Appenzell fica na região de Alpstein no meio de imponentes formações rochosas. Um rendilhado de montanhas a envolve. Andar pelas ruas desta pequena cidade foi como se dentro dos contos de Grimm andando estivéssemos. Tortuosos e íngremes caminhos levando-nos a encantados locais.
Rendilhadas placas em ferro fundido, pintadas em múltiplas cores no frontispício de lojas, cafés, joalherias, confeitarias, restaurantes e hotéis. Com seus nomes em bem desenhadas letras góticas.
Um encantamento é o se ver os desenhos e as pinturas nas vidraças das casas e dos prédios. São verdadeiras obras de arte pelas ruas expostas.

De Appenzell fomos até Trogen, outro pequeno burgo entre as montanhas incrustado. Nossa finalidade era conhecermos a famosa Kinderdorf Pestalozzi, algo de interesse de minha companheira de viagem, Jucy Seleme, pedagoga emérita que era. De Trogen a Kinderdorf não levamos mais de quinze minutos a caminhar por entre sinuosos trechos, ora relvados, ora coberto com miúdas e coloridas pedrinhas.

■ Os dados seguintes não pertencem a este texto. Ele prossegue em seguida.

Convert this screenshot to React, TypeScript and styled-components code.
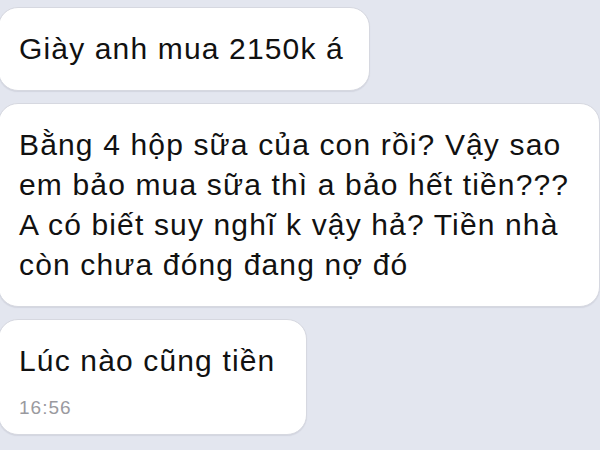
import React from 'react';
import styled, { createGlobalStyle } from 'styled-components';

const GlobalStyle = createGlobalStyle`
    html, body {
        margin: 0;
        padding: 0;
        background: #e3e6ef;
    }
`

const Thread = styled.div`
    width: 600px;
    height: 450px;
    overflow: hidden;
    box-sizing: border-box;
    padding: 7px 0 0 0;
    display: flex;
    flex-direction: column;
    align-items: flex-start;
    gap: 12px;
    background: #e3e6ef;
    font-family: "Liberation Sans", Arial, sans-serif;
`

const Bubble = styled.div<{ $padRight?: number; $padBottom?: number }>`
    box-sizing: border-box;
    width: fit-content;
    margin-left: -2px;
    padding: 21px ${p => p.$padRight ?? 25}px ${p => p.$padBottom ?? 21}px 20px;
    background: #ffffff;
    border: 1px solid #d6d8e0;
    border-radius: 20px;
    box-shadow: 0 1px 1px rgba(120, 124, 140, 0.15);
`

const Text = styled.div`
    font-size: 30px;
    line-height: 40px;
    letter-spacing: 1.15px;
    color: #111111;
    white-space: nowrap;
`

const Time = styled.div`
    margin-top: 15px;
    font-size: 19px;
    line-height: 24px;
    letter-spacing: 1px;
    color: #9a9a9f;
`

const lines = [
    'Bằng 4 hộp sữa của con rồi? Vậy sao',
    'em bảo mua sữa thì a bảo hết tiền???',
    'A có biết suy nghĩ k vậy hả? Tiền nhà',
    'còn chưa đóng đang nợ đó',
];

export default function App() {
    return (
        <>
            <GlobalStyle />
            <Thread>
                <Bubble>
                    <Text>Giày anh mua 2150k á</Text>
                </Bubble>
                <Bubble $padRight={30}>
                    {lines.map(l => (
                        <Text key={l}>{l}</Text>
                    ))}
                </Bubble>
                <Bubble $padRight={31} $padBottom={14}>
                    <Text>Lúc nào cũng tiền</Text>
                    <Time>16:56</Time>
                </Bubble>
            </Thread>
        </>
    );
}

E então chegamos à cidade das crianças. Muitos prédios a se perder de vista em um platô na beirada da montanha. Uma cidade onde crianças são acolhidas nos meses letivos. Mas a estação era de férias. E poucas crianças lá se encontravam. Entre estas um garoto de tez bem escura e negros e crespos cabelos. Trazia um enorme sorriso mostrando a brancura de uns dentes que de longe se salientavam em sua negra face. E que falava um português com um sotaque carregado já nos erres. De imediato sentimos a empatia que entre os nossos olhos presente se fez.
Era um brasileirinho que lá morava e estudava. E, fraternal e maternalmente, por um indefinido tempo o aconchegamos em nossos braços.
E o garoto disse-nos que estava muito feliz naquele educandário infantil. Que de lá não queria sair. Que tinha amigos. Que era um mundo de sonhos e onde do mundo muito estava a aprender.